The design works because it balances polish with clarity. There is motion, depth, and visual energy, but the structure stays readable. If your business sells a service, platform, or specialized solution, Stripe shows how to look advanced without overwhelming the buyer.

3. Airbnb

Airbnb is a masterclass in reducing friction. Search is central, the interface is intuitive, and the visual system builds confidence quickly.

The big takeaway here is usability. Airbnb proves that strong design often means making high-value actions feel natural. For a business website, that might mean simplifying quote requests, service exploration, or contact flows.

4. Linear

Linear has become a favorite among design and product teams for good reason. The site feels modern, sharp, and focused without trying too hard.

What stands out is consistency. Typography, animation, interface previews, and messaging all move in the same direction. That creates a premium impression. For growing brands, this is a reminder that cohesion often beats complexity.

5. Framer

Framer’s website is a useful example for businesses that want a high-end feel with motion done well. The interactions are smooth, but they support the message rather than distract from it.

That trade-off matters. Animation can improve engagement, but too much of it can slow pages down or make users work harder. Framer gets attention because it uses movement with purpose. That is the standard to aim for.

6. Webflow

Webflow combines education, product positioning, and conversion in a way many business websites struggle to do. The pages contain a lot of information, but the experience still feels organized.

This is especially relevant for service businesses with multiple offers. If you have web design, development, advertising, SEO, and automation under one brand, the challenge is not just presentation. It is creating a structure people can understand fast. Webflow is a good model for that balance.

7. Notion

Notion’s site works because it does not overcomplicate the story. The design is minimal, the interface previews are clear, and the brand personality comes through without slowing down the user.

There is a useful lesson here for businesses with broad capabilities. Simplicity scales. If your services cover a lot of ground, your site should still make the core value obvious within seconds.

8. Asana

Asana is strong at guiding different audiences to different paths.
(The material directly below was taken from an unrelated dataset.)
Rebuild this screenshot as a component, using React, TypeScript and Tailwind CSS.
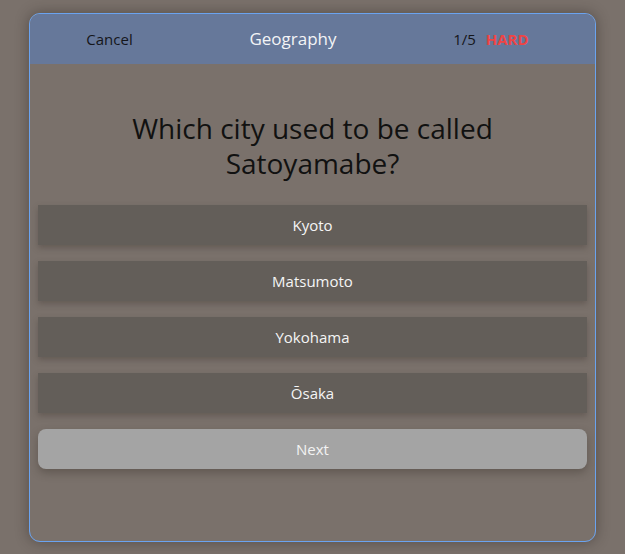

Teams, use cases, industries, and product benefits are all presented clearly.

That makes it one of the best examples for companies serving more than one market. A site can speak to multiple buyers, but only if the information architecture is strong. Otherwise, everyone gets a generic message and nobody feels understood.

9. Slack

Slack is excellent at blending brand personality with conversion-focused design. It feels approachable, but it still drives action.

For many SMBs, that balance is worth studying. Some brands need to appear highly corporate. Others need to feel more human and accessible. Slack shows that a site can do both if the messaging and interface stay disciplined.

10. HubSpot

HubSpot is not minimal, and that is exactly why it is useful to study. It manages a large content ecosystem, multiple products, and several audience segments without collapsing into chaos.

If your business is growing and your website needs to support marketing, lead generation, education, and sales at once, HubSpot offers a practical example. The site is not trying to be trendy. It is trying to perform at scale.

11. Dropbox

Dropbox has long been strong at clarity. The messaging is direct, the layouts are clean, and the pages avoid unnecessary friction.

Sometimes the best design decision is restraint. Many websites try to impress before they explain. Dropbox flips that priority. For business owners, that is a valuable reminder - clarity closes more deals than cleverness.

12. Basecamp

Basecamp is a different type of reference point. It is less polished than some of the others on this list, but it is bold, opinionated, and unmistakably clear.

That makes it useful. Not every great website needs dramatic visuals or advanced motion. If your offer is clear and your positioning is strong, plainspoken design can still win. It depends on your audience, your brand, and the type of trust you need to build.

How to judge the best web design websites for your business

The wrong way to study design is to copy what looks impressive. The smarter move is to ask what each site is trying to achieve.

A SaaS brand, a local service business, a manufacturer, and a healthcare provider should not all use the same design language. Their buyers have different expectations. Their sales cycles are different. Their proof points are different. A highly interactive homepage may work for a tech company, while a law firm may need something more direct and credibility-focused.

That is why context matters. When reviewing the best web design websites, look at how they handle messaging above the fold, how quickly they establish trust, whether calls to action are obvious, and how well mobile performance holds up. Good design is not just what you see on a large monitor in a design gallery. It is what works when a real prospect lands on your site from search or an ad and decides whether to stay.

What businesses should take from these examples

Most companies do not need a website that tries to win design awards. They need a website that helps them win market share.

That usually means sharper positioning, cleaner page structure, better mobile responsiveness, faster load times, and stronger conversion paths. It may also mean upgrading the tech stack behind the site. A modern build using tools like Next.js, headless CMS platforms, or flexible visual systems can improve performance and future scalability, but only if the strategy is right first.

This is where many redesigns go sideways. Teams focus on aesthetics while ignoring content, SEO, page speed, or lead capture. Then the new site looks fresher but performs no better. Strong web design should support visibility, usability, and revenue at the same time.

For businesses that want to dominate online, the standard is higher now. Your site is not just a digital brochure. It is part brand signal, part sales tool, part trust engine. That is why agencies like BearSolutions approach web design as part of a larger growth system, not a disconnected creative exercise.

A smarter way to use inspiration

Study the best web design websites with a clear filter. Do not ask, “What do we like?” Ask, “What would help our buyers trust us faster and convert with less friction?” That question leads to better decisions.

The right website for your business should reflect your brand, support your sales process, and give marketing room to scale. If a design trend helps that, use it. If it gets in the way, cut it.

The strongest sites are rarely the ones doing the most. They are the ones doing the right things on purpose.